In journalists' detentions, Turkey is committed to rule of law
Readers of the March 11 editorial "Turkey's poor example," about the recent detention of journalists in Turkey, will benefit from more background about a complicated matter.
The chief prosecutor in this case has stated that the journalists were taken into custody based on solid evidence unrelated to their work as journalists. As in any free, democratic society, Turkey's legal system enshrines the cardinal principle of "innocent until proven guilty," and due process is unequivocally and unsparingly accorded to all those accused in this case. The rule of law is a fundamental tenet of Turkish democracy. Turkey's judicial system is fully integrated into the European legal structures, and individuals tried under our system enjoy the right to appeal to the European Court of Human Rights.
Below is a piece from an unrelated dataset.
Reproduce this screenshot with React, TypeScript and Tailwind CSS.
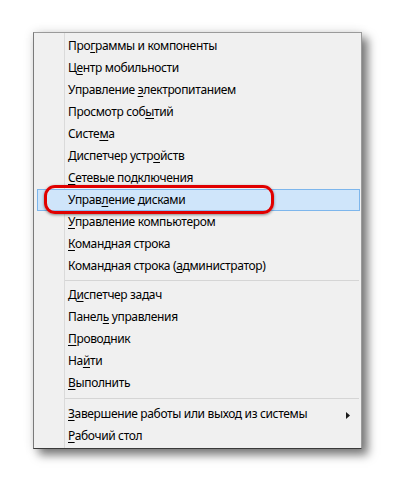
import type { ReactNode } from 'react';

type Item = { pre: string; key: string; post: string; arrow?: boolean };

const groups: Item[][] = [
  [
    { pre: 'Про', key: 'г', post: 'раммы и компоненты' },
    { pre: 'Ц', key: 'е', post: 'нтр мобильности' },
    { pre: 'Управление ', key: 'э', post: 'лектропитанием' },
    { pre: 'Просмотр соб', key: 'ы', post: 'тий' },
    { pre: 'Систе', key: 'м', post: 'а' },
    { pre: 'Диспетчер устр', key: 'о', post: 'йств' },
    { pre: '', key: 'С', post: 'етевые подключения' },
    { pre: 'Управ', key: 'л', post: 'ение дисками' },
    { pre: '', key: 'У', post: 'правление компьютером' },
    { pre: '', key: 'К', post: 'омандная строка' },
    { pre: 'Командная строка (', key: 'а', post: 'дминистратор)' },
  ],
  [
    { pre: 'Д', key: 'и', post: 'спетчер задач' },
    { pre: 'Панел', key: 'ь', post: ' управления' },
    { pre: '', key: 'П', post: 'роводник' },
    { pre: 'На', key: 'й', post: 'ти' },
    { pre: '', key: 'В', post: 'ыполнить' },
  ],
  [
    { pre: '', key: 'З', post: 'авершение работы или выход из системы', arrow: true },
    { pre: '', key: 'Р', post: 'абочий стол' },
  ],
];

const Row = ({ item, active }: { item: Item; active?: boolean }): ReactNode => (
  <div
    className={
      'relative flex h-[22px] items-center ml-[3px] mr-[1px] pl-[30px] pr-3 border ' +
      (active ? 'bg-[#cfe5fa] border-[#7db6ec]' : 'border-transparent')
    }
  >
    <span className="whitespace-pre">
      {item.pre}
      <span className="underline underline-offset-[2px]">{item.key}</span>
      {item.post}
    </span>
    {item.arrow && (
      <svg className="absolute right-[9px] top-[8px]" width="4" height="7" viewBox="0 0 4 7">
        <path d="M0 0 L4 3.5 L0 7 Z" fill="#1a1a1a" />
      </svg>
    )}
    {active && (
      <div className="absolute left-[6px] top-[-5px] w-[230px] h-[29px] rounded-[11px] border-[3px] border-[#e00000] shadow-[0_1px_3px_rgba(0,0,0,0.45),inset_0_0_1px_rgba(255,255,255,0.9)]" />
    )}
  </div>
);

export default function App() {
  return (
    <div
      className="w-[393px] h-[481px] bg-white pt-[32px] pl-[33px] text-[12px] tracking-[-0.35px] text-black"
      style={{ fontFamily: '"Noto Sans", "Open Sans", sans-serif' }}
    >
      <div className="relative w-[329px] h-[417px] bg-[#f0f0f0] border border-[#9a9a9a] border-b-[#3a3a3a] border-l-[#7a7a7a] py-[2px] shadow-[6px_6px_9px_rgba(0,0,0,0.5),0_0_10px_rgba(0,0,0,0.12)]">
        {/* gutter */}
        <div className="absolute left-[30px] top-0 bottom-0 w-px bg-[#dadada]" />
        {groups.map((group, gi) => (
          <div key={gi}>
            {gi > 0 && (
              <div className={'flex items-center pl-[30px] pr-[2px] ' + (gi === 2 ? 'h-[9px]' : 'h-[7px]')}>
                <div className="h-px w-full bg-[#d5d5d5]" />
              </div>
            )}
            {group.map((item, i) => (
              <Row key={i} item={item} active={gi === 0 && i === 7} />
            ))}
          </div>
        ))}
      </div>
    </div>
  );
}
Freedom of expression and media are safeguarded by Turkish legislation. Turkey is committed not only to maintaining these protections, but also, where necessary, to expanding their scope with an aim to address possible shortcomings. We agree that continuing to guarantee fundamental freedoms is essential to further strengthening Turkey's democracy and its standing as an inspiration to many in the world. That said, while the relevant cases are pending, it would be imprudent to arrive at hasty conclusions.
Namik Tan, Washington
The writer is Turkey's ambassador to the United States.